-- Objective --
Lines that hold the word "this" should be located and copied.

--- --- ---

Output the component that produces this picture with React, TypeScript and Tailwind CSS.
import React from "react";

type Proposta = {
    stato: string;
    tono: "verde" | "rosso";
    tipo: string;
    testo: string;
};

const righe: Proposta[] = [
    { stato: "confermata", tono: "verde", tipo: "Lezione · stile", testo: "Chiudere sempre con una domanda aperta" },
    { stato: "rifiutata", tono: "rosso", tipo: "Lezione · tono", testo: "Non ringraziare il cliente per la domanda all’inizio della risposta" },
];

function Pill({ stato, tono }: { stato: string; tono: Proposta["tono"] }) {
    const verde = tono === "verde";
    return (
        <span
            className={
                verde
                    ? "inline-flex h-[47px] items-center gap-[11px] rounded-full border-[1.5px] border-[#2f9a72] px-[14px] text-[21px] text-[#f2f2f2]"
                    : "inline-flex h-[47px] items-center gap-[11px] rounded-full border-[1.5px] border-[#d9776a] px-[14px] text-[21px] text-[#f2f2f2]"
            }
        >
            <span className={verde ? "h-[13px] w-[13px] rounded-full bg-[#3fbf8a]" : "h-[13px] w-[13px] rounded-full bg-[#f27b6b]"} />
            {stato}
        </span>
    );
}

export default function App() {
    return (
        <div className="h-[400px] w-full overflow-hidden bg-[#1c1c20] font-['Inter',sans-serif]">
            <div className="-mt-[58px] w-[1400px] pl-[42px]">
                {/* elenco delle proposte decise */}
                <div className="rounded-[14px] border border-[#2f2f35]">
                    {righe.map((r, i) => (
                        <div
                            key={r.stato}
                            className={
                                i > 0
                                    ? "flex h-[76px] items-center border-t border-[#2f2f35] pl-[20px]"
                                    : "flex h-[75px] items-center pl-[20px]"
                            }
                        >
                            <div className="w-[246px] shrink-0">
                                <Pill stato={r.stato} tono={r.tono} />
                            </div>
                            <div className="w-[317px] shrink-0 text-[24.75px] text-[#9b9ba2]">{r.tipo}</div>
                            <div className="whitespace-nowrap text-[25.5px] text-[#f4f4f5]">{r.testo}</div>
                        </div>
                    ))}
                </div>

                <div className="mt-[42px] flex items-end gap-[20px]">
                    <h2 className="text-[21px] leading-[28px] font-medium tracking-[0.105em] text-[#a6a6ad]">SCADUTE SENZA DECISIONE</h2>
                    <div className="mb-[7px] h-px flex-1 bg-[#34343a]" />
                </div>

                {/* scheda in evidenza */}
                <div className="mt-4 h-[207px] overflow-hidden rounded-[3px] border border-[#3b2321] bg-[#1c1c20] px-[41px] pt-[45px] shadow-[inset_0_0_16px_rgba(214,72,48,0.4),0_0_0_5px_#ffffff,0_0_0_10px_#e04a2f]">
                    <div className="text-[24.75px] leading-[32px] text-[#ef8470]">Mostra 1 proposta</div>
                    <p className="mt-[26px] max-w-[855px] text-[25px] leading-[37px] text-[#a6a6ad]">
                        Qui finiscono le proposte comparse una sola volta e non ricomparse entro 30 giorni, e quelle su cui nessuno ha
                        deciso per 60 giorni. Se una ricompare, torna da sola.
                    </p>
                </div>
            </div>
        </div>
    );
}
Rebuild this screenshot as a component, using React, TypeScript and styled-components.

--- --- ---

-- Written solution --
Output the component that produces this picture with React, TypeScript and Tailwind CSS.
Rebuild this screenshot as a component, using React, TypeScript and styled-components.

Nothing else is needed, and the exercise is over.